Напоследок Ройфе сфотографировал крупным планом диктофон и теперь указал на него дрожащим пальцем.
– Ты ведь еще не включил?
– Нет. Позволите?
– Погоди. – Ройфе снова схватился за колени и с заговорщицким видом подался вперед. – Давай заключим сделку.
– Сделку?
– А-га, – протянул Ройфе, забавно подражая уличному выговору. – Сечешь?
Загадочный тон собеседника заставил и Натана переменить позу – он наклонился ближе к доктору и сложил руки замком, как мальчик-певчий.
– Я… ясно.
Ройфе коротко, сухо рассмеялся.
– Пока не очень-то ясно, а? Но скоро станет. Короче. Тебя это, наверное, удивит, но я пробую писать книгу. Писатель я неважный. Одному мне не справиться. Чейз нашла тебя в интернете – она такая умница. Уже прочла половину твоих работ. И мы с ней кое-что придумали. Знаешь книги Оливера Сакса? “Человек, который принял жену за шляпу”? “Пробуждение”? По ней еще фильм знаменитый сняли с Де Ниро. “Антрополог на Марсе”?

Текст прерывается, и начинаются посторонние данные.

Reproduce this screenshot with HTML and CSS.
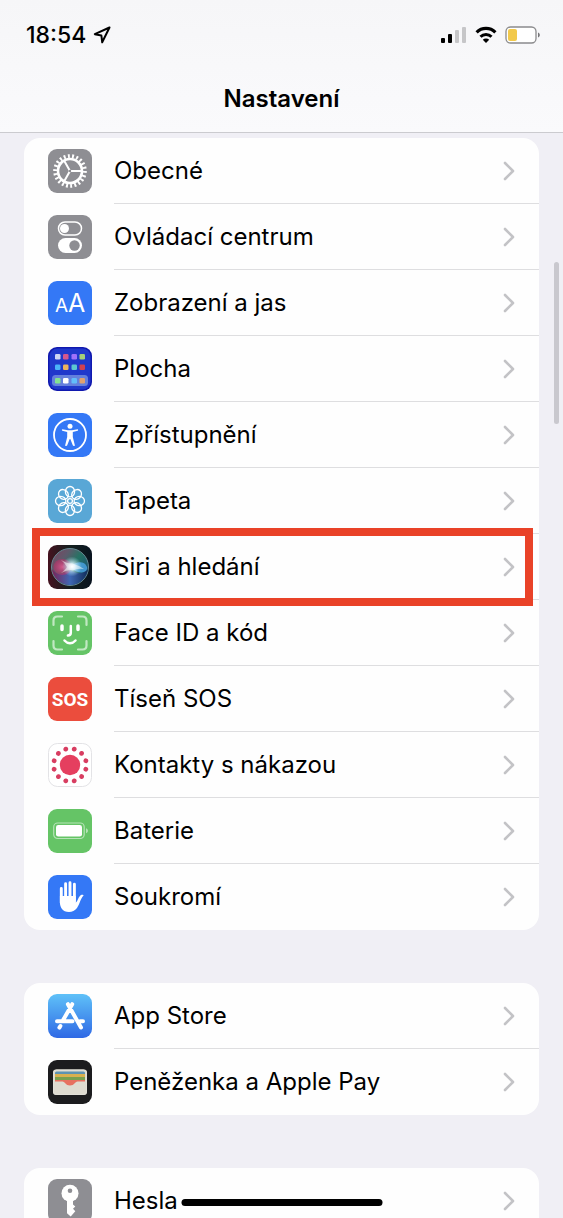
FILE: index.html
```html
<!DOCTYPE html>
<html lang="cs">
<head>
    <meta charset="UTF-8">
    <meta name="viewport" content="width=device-width, initial-scale=1.0">
    <title>Nastavení</title>
    <link rel="stylesheet" href="styles.css">
</head>
<body>
    <svg class="defs" aria-hidden="true">
        <symbol id="chevron" viewBox="0 0 12 20">
            <path d="M2 2l8 8-8 8" fill="none" stroke="#c3c3c6" stroke-width="2.6" stroke-linecap="round" stroke-linejoin="round"/>
        </symbol>
    </svg>

    <header class="header">
        <div class="status-bar">
            <div class="status-left">
                <span class="time">18:54</span>
                <svg width="18" height="18" viewBox="0 0 18 18">
                    <path d="M16.5 1.5L1.8 8.2l6.6 1.3.8 6.8z" fill="none" stroke="#000" stroke-width="2" stroke-linejoin="round"/>
                </svg>
            </div>
            <div class="status-right">
                <svg width="26" height="18" viewBox="0 0 26 18">
                    <rect x="0" y="12" width="4" height="5" rx="1"/>
                    <rect x="7" y="8" width="4" height="9" rx="1"/>
                    <rect x="14" y="4" width="4" height="13" rx="1" fill="#c6c6c8"/>
                    <rect x="21" y="1" width="4" height="16" rx="1" fill="#c6c6c8"/>
                </svg>
                <svg width="22" height="18" viewBox="0 0 22 18">
                    <path d="M1.6 6.3a13.4 13.4 0 0 1 18.8 0" fill="none" stroke="#000" stroke-width="3.2"/>
                    <path d="M5.5 10.8a7.8 7.8 0 0 1 11 0" fill="none" stroke="#000" stroke-width="3"/>
                    <path d="M11 17l-3.2-3.200a4.500 4.500 0 0 1 6.400 0z"/>
                </svg>
                <svg width="36" height="18" viewBox="0 0 36 18">
                    <rect x="1" y="1" width="30" height="16" rx="4.5" fill="#fff" stroke="#8b8b8d" stroke-width="1.3"/>
                    <rect x="3" y="3" width="9" height="12" rx="2" fill="#f2c94b"/>
                    <path d="M33 6.500c2.400.8 2.400 4.200 0 5z" fill="#77777a"/>
                </svg>
            </div>
        </div>
        <h1>Nastavení</h1>
    </header>

    <main class="content">
        <nav class="card">
            <a class="row" href="#obecne">
                <svg class="icon" viewBox="0 0 44 44">
                    <rect width="44" height="44" rx="9" fill="#8e8e93"/>
                    <g fill="none" stroke="#fff">
                        <circle cx="22" cy="22" r="12" stroke-width="2.6"/>
                        <circle cx="22" cy="22" r="14.8" stroke-width="4" pathLength="44" stroke-dasharray=".9 1.100"/>
                        <path d="M22 22h11M22 22l-5.800-10.200M22 22l-5.800 10.200" stroke-width="2"/>
                    </g>
                    <circle cx="22" cy="22" r="1.2" fill="#8e8e93"/>
                </svg>
                <span class="label">Obecné <svg class="chevron"><use href="#chevron"/></svg></span>
            </a>
            <a class="row" href="#ovladaci-centrum">
                <svg class="icon" viewBox="0 0 44 44">
                    <rect width="44" height="44" rx="9" fill="#8e8e93"/>
                    <rect x="10.500" y="7" width="23" height="13" rx="6.500" fill="none" stroke="#fff" stroke-width="1.500"/>
                    <circle cx="16.500" cy="13.500" r="4.500" fill="#fff"/>
                    <rect x="10" y="23" width="24" height="15" rx="7.500" fill="#fff"/>
                    <circle cx="26.500" cy="30.500" r="5.200" fill="#8e8e93"/>
                </svg>
                <span class="label">Ovládací centrum <svg class="chevron"><use href="#chevron"/></svg></span>
            </a>
            <a class="row" href="#zobrazeni">
                <svg class="icon" viewBox="0 0 44 44">
                    <rect width="44" height="44" rx="9" fill="#3478f6"/>
                    <text class="icon-aa" x="7" y="31" font-size="19">A</text>
                    <text class="icon-aa" x="20" y="31" font-size="25">A</text>
                </svg>
                <span class="label">Zobrazení a jas <svg class="chevron"><use href="#chevron"/></svg></span>
            </a>
            <a class="row" href="#plocha">
                <svg class="icon" viewBox="0 0 44 44">
                    <rect width="44" height="44" rx="9" fill="#1018ae"/>
                    <rect x="1.5" y="1.5" width="41" height="41" rx="8" fill="#2038cb"/>
                    <rect x="4" y="28" width="36" height="11" rx="3.500" fill="#6580dc"/>
                    <rect x="7" y="7" width="5.5" height="5.5" rx="1.300" fill="#ced5f3"/>
                    <rect x="15" y="7" width="5.5" height="5.5" rx="1.300" fill="#d5588e"/>
                    <rect x="23.500" y="7" width="5.5" height="5.5" rx="1.300" fill="#a071fa"/>
                    <rect x="31.5" y="7" width="5.5" height="5.5" rx="1.300" fill="#a5cf79"/>
                    <rect x="7" y="17.500" width="5.5" height="5.5" rx="1.300" fill="#4bb3f8"/>
                    <rect x="15" y="17.500" width="5.5" height="5.5" rx="1.300" fill="#edb35e"/>
                    <rect x="23.500" y="17.500" width="5.5" height="5.5" rx="1.300" fill="#5cc7d1"/>
                    <rect x="31.5" y="17.500" width="5.5" height="5.5" rx="1.300" fill="#d34150"/>
                    <rect x="7" y="31" width="5.5" height="5.5" rx="1.300" fill="#83e490"/>
                    <rect x="15" y="31" width="5.5" height="5.5" rx="1.300" fill="#fff"/>
                    <rect x="23.500" y="31" width="5.5" height="5.5" rx="1.300" fill="#62bdfa"/>
                    <rect x="31.5" y="31" width="5.5" height="5.5" rx="1.300" fill="#e0a16e"/>
                </svg>
                <span class="label">Plocha <svg class="chevron"><use href="#chevron"/></svg></span>
            </a>
            <a class="row" href="#zpristupneni">
                <svg class="icon" viewBox="0 0 44 44">
                    <rect width="44" height="44" rx="9" fill="#3478f6"/>
                    <circle cx="22" cy="22" r="16" fill="none" stroke="#fff" stroke-width="1.800"/>
                    <circle cx="22" cy="13.300" r="2.500" fill="#fff"/>
                    <path d="M14.300 16.200l5.700 1h4l5.700-1q1 .8 0 1.600l-4.900 1.300v5l2.100 8.300q-1 1.200-2 .2L22.300 26h-.6l-2.600 6.600q-1 1-2-.2l2.100-8.300v-5l-4.900-1.300q-1-.8 0-1.600z" fill="#fff"/>
                </svg>
                <span class="label">Zpřístupnění <svg class="chevron"><use href="#chevron"/></svg></span>
            </a>
            <a class="row" href="#tapeta">
                <svg class="icon" viewBox="0 0 44 44">
                    <rect width="44" height="44" rx="9" fill="#59a7d6"/>
                    <g fill="none" stroke="#fff" stroke-width="1.300">
                        <g id="petals">
                            <ellipse cx="22" cy="12.700" rx="4.600" ry="5.200"/>
                            <ellipse cx="22" cy="31.300" rx="4.600" ry="5.200"/>
                            <ellipse cx="12.700" cy="22" rx="5.200" ry="4.600"/>
                            <ellipse cx="31.300" cy="22" rx="5.200" ry="4.600"/>
                        </g>
                        <use href="#petals" transform="rotate(45 22 22)"/>
                        <circle cx="22" cy="22" r="2.400"/>
                    </g>
                </svg>
                <span class="label">Tapeta <svg class="chevron"><use href="#chevron"/></svg></span>
            </a>
            <a class="row highlighted" href="#siri">
                <svg class="icon" viewBox="0 0 44 44">
                    <defs>
                        <linearGradient id="siri-bg" x1="0" y1="0" x2="1" y2="0">
                            <stop offset="0" stop-color="#45121f"/>
                            <stop offset=".5" stop-color="#14201f"/>
                            <stop offset="1" stop-color="#08131f"/>
                        </linearGradient>
                        <linearGradient id="siri-orb" x1="0" y1=".1" x2="1" y2=".8">
                            <stop offset="0" stop-color="#7c4460"/>
                            <stop offset=".3" stop-color="#5d5a6b"/>
                            <stop offset=".55" stop-color="#267364"/>
                            <stop offset="1" stop-color="#174878"/>
                        </linearGradient>
                        <radialGradient id="siri-pink">
                            <stop offset="0" stop-color="#d5588c"/>
                            <stop offset="1" stop-color="#c22b67" stop-opacity=".5"/>
                        </radialGradient>
                        <radialGradient id="siri-glow">
                            <stop offset="0" stop-color="#fff"/>
                            <stop offset=".3" stop-color="#e5f7ff" stop-opacity=".85"/>
                            <stop offset="1" stop-color="#9bd7e8" stop-opacity="0"/>
                        </radialGradient>
                        <linearGradient id="siri-low" x1="0" y1="0" x2="1" y2="0">
                            <stop offset="0" stop-color="#7b2357"/>
                            <stop offset=".5" stop-color="#3f68b4"/>
                            <stop offset="1" stop-color="#102c58"/>
                        </linearGradient>
                    </defs>
                    <rect width="44" height="44" rx="9" fill="url(#siri-bg)"/>
                    <circle cx="22" cy="22" r="18.500" fill="url(#siri-orb)" stroke="#668993" stroke-width="1"/>
                    <path d="M4 24c6 8 12 5 18 1 6 3 12 6 18-1-1 9-9 16-18 16S5 33 4 24z" fill="url(#siri-low)"/>
                    <ellipse cx="14.500" cy="22" rx="9" ry="8" fill="url(#siri-pink)"/>
                    <path d="M23 21c5-4 13-6 16 1 1 6-8 8-16 1z" fill="#4fa9ed" opacity=".75"/>
                    <circle cx="24" cy="21.500" r="10" fill="url(#siri-glow)"/>
                    <path d="M13 15q7 4 11 3.500 6 1.500 12 5.500-7-1-11 1.500-4-1.500-12 2.500 5-4 6-6-2-4-6-7z" fill="#fff" opacity=".5"/>
                </svg>
                <span class="label">Siri a hledání <svg class="chevron"><use href="#chevron"/></svg></span>
            </a>
            <a class="row" href="#face-id">
                <svg class="icon" viewBox="0 0 44 44">
                    <rect width="44" height="44" rx="9" fill="#65c466"/>
                    <g fill="none" stroke-linecap="round">
                        <path d="M5.500 14v-4.500q0-4 4-4H14M30 5.500h4.500q4 0 4 4V14M38.500 30v4.500q0 4-4 4H30M14 38.500H9.500q-4 0-4-4V30" stroke="#c1e8c2" stroke-width="2.200"/>
                        <path d="M14 15v3.500M30 15v3.500" stroke="#fff" stroke-width="3.500"/>
                        <path d="M22.800 15v6.800q0 2.700-2.900 2.700M16.500 29.500c3 3.500 8 3.500 11 0" stroke="#fff" stroke-width="2.500"/>
                    </g>
                </svg>
                <span class="label">Face ID a kód <svg class="chevron"><use href="#chevron"/></svg></span>
            </a>
            <a class="row" href="#sos">
                <svg class="icon" viewBox="0 0 44 44">
                    <rect width="44" height="44" rx="9" fill="#eb4d3d"/>
                    <text class="icon-sos" x="22" y="29" text-anchor="middle">SOS</text>
                </svg>
                <span class="label">Tíseň SOS <svg class="chevron"><use href="#chevron"/></svg></span>
            </a>
            <a class="row" href="#kontakty">
                <svg class="icon" viewBox="0 0 44 44">
                    <rect x=".5" y=".5" width="43" height="43" rx="9" fill="#fff" stroke="#e3e3e6"/>
                    <circle cx="22" cy="22" r="10.200" fill="#e53f5f"/>
                    <circle cx="22" cy="22" r="16.400" fill="none" stroke="#d83d61" stroke-width="4.800" stroke-linecap="round" pathLength="12" stroke-dasharray="0 1" transform="rotate(15 22 22)"/>
                </svg>
                <span class="label">Kontakty s nákazou <svg class="chevron"><use href="#chevron"/></svg></span>
            </a>
            <a class="row" href="#baterie">
                <svg class="icon" viewBox="0 0 44 44">
                    <rect width="44" height="44" rx="9" fill="#65c466"/>
                    <rect x="5.700" y="14" width="30.500" height="15.500" rx="4" fill="none" stroke="#b5e3b6" stroke-width="1.200"/>
                    <rect x="8" y="16" width="26" height="11.500" rx="2.300" fill="#fff"/>
                    <path d="M38 19.300c2.600.8 2.600 4.200 0 5z" fill="#b5e3b6"/>
                </svg>
                <span class="label">Baterie <svg class="chevron"><use href="#chevron"/></svg></span>
            </a>
            <a class="row" href="#soukromi">
                <svg class="icon" viewBox="0 0 44 44">
                    <rect width="44" height="44" rx="9" fill="#3478f6"/>
                    <path d="M13.300 13.500V28M17.600 8.700V25M22 7.700V25M26.400 9.200V26" stroke="#fff" stroke-width="2.900" stroke-linecap="round"/>
                    <path d="M11.900 21h15.900v6.500c1.800-.5 2.600-6.200 5.200-7.500 1.300-.5 2.500-.3 2.600.6-3.300 3-3.600 8.400-6.600 12.400-2.200 2.800-4.800 4-8 4-6.500 0-9.100-4.600-9.100-10z" fill="#fff"/>
                </svg>
                <span class="label">Soukromí <svg class="chevron"><use href="#chevron"/></svg></span>
            </a>
        </nav>

        <nav class="card">
            <a class="row" href="#app-store">
                <svg class="icon" viewBox="0 0 44 44">
                    <defs>
                        <linearGradient id="store-bg" x1="0" y1="0" x2="0" y2="1">
                            <stop offset="0" stop-color="#5fc1f8"/>
                            <stop offset="1" stop-color="#2f69e5"/>
                        </linearGradient>
                    </defs>
                    <rect width="44" height="44" rx="9" fill="url(#store-bg)"/>
                    <g fill="none" stroke="#fff" stroke-width="4" stroke-linecap="round">
                        <path d="M9 27.300h15.500M32 27.300h3M24.200 10.200l-9.500 16.600M19.900 10.200L33 33.500M12.400 32l-1 1.600"/>
                    </g>
                </svg>
                <span class="label">App Store <svg class="chevron"><use href="#chevron"/></svg></span>
            </a>
            <a class="row" href="#penezenka">
                <svg class="icon" viewBox="0 0 44 44">
                    <rect width="44" height="44" rx="9" fill="#1c1c1e"/>
                    <rect x="5" y="9.500" width="34" height="25.500" rx="3" fill="#dedbd0"/>
                    <path d="M7 14.500v-1.500q0-1.500 1.500-1.500h27q1.500 0 1.500 1.500v1.500z" fill="#5d93b2"/>
                    <rect x="7" y="14" width="30" height="3" fill="#d9b04f"/>
                    <rect x="7" y="17" width="30" height="3.500" fill="#79a04f"/>
                    <path d="M7 20h30v1.500h-7.500c-2.500 0-3 4-7.500 4s-5-4-7.500-4H7z" fill="#e7705f"/>
                    <rect x="5.500" y="10" width="33" height="24.500" rx="3" fill="none" stroke="#e2e0d8"/>
                </svg>
                <span class="label">Peněženka a Apple Pay <svg class="chevron"><use href="#chevron"/></svg></span>
            </a>
        </nav>

        <nav class="card">
            <a class="row" href="#hesla">
                <svg class="icon" viewBox="0 0 44 44">
                    <rect width="44" height="44" rx="9" fill="#8e8e93"/>
                    <circle cx="22" cy="14.300" r="8.500" fill="#fff"/>
                    <path d="M19 21h6v4.500l2.300 2-2.300 2.300 2.300 2.500-4.600 5.200-3.700-3.200z" fill="#fff"/>
                    <circle cx="22" cy="11.800" r="2.300" fill="#8e8e93"/>
                </svg>
                <span class="label">Hesla <svg class="chevron"><use href="#chevron"/></svg></span>
            </a>
        </nav>
    </main>

    <div class="scroll-thumb"></div>
    <div class="home-indicator"></div>
</body>
</html>
```
FILE: styles.css
```css
:root {
    --background: #f0eff5;
    --card: #fefefe;
    --separator: #dedee0;
    --highlight: #e94228;
}

* {
    box-sizing: border-box;
}

body {
    margin: 0;
    height: 100vh;
    display: flex;
    flex-direction: column;
    overflow: hidden;
    background-color: var(--background);
    font-family: Inter, "Liberation Sans", sans-serif;
    color: #000;
}

svg {
    display: block;
    flex: none;
}

.defs {
    position: absolute;
    width: 0;
    height: 0;
}

/* Header */
.header {
    flex: none;
    padding-top: 20px;
    background: linear-gradient(#f6f6f8, #fafafc);
    border-bottom: 1px solid #cbcbcf;
}

.status-bar {
    display: flex;
    justify-content: space-between;
    align-items: center;
    height: 30px;
    padding: 0 22px 0 26px;
}

.status-left {
    display: flex;
    align-items: center;
    gap: 7px;
}

.status-right {
    display: flex;
    align-items: center;
    gap: 8px;
}

.time {
    font-size: 23px;
    font-weight: 500;
}

h1 {
    margin: 0;
    padding: 32px 0 16px;
    font-size: 24px;
    line-height: 34px;
    font-weight: 600;
    text-align: center;
}

/* Settings list */
.content {
    flex: 1;
    min-height: 0;
    overflow: hidden;
    display: flex;
    flex-direction: column;
    gap: 53px;
    padding: 5px 24px 0;
}

.card {
    flex: none;
    background-color: var(--card);
    border-radius: 16px;
}

.row {
    position: relative;
    display: flex;
    align-items: center;
    gap: 22px;
    height: 66px;
    padding-left: 24px;
    color: inherit;
    text-decoration: none;
}

.icon {
    width: 44px;
    height: 44px;
}

.icon-aa {
    fill: #fff;
    font-family: Inter, sans-serif;
}

.icon-sos {
    fill: #fff;
    font-family: Roboto, sans-serif;
    font-size: 19px;
    font-weight: 700;
}

.label {
    flex: 1;
    display: flex;
    align-items: center;
    justify-content: space-between;
    height: 66px;
    padding-right: 24px;
    border-bottom: 1px solid var(--separator);
    font-size: 24px;
}

.row:last-child .label {
    border-bottom-color: transparent;
}

.chevron {
    width: 12px;
    height: 20px;
}

/* Red frame drawn over the row */
.highlighted::after {
    content: "";
    position: absolute;
    z-index: 1;
    inset: -6px 6px -6px 8px;
    border: 8px solid var(--highlight);
}

.scroll-thumb {
    position: fixed;
    top: 262px;
    right: 4px;
    width: 5px;
    height: 162px;
    border-radius: 3px;
    background-color: #c9c8ce;
}

.home-indicator {
    position: fixed;
    bottom: 12px;
    left: 50%;
    width: 201px;
    height: 7px;
    border-radius: 4px;
    background-color: #000;
    transform: translateX(-50%);
}
```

– Я знаю работы Сакса и даже лично с ним встречался.
– Неужели? – Кустистые брови Ройфе недоверчиво подпрыгнули.
Нужно было ответить, представить доказательства.
– Ну да. У Сакса загадочная патология – нарушение терморегуляции. Ему всегда жарко. В ресторанах, например, не может сидеть, выходит постоять на улице. Поэтому он любит купаться в холодных горных озерах. Сейчас готовлю к публикации интервью с ним. А еще у него странная обувь.
Натану тут же стало совестно, что он наболтал про Сакса, про проблемы с терморегуляцией. Он не соврал, но все это отдавало отчаянным желанием произвести впечатление.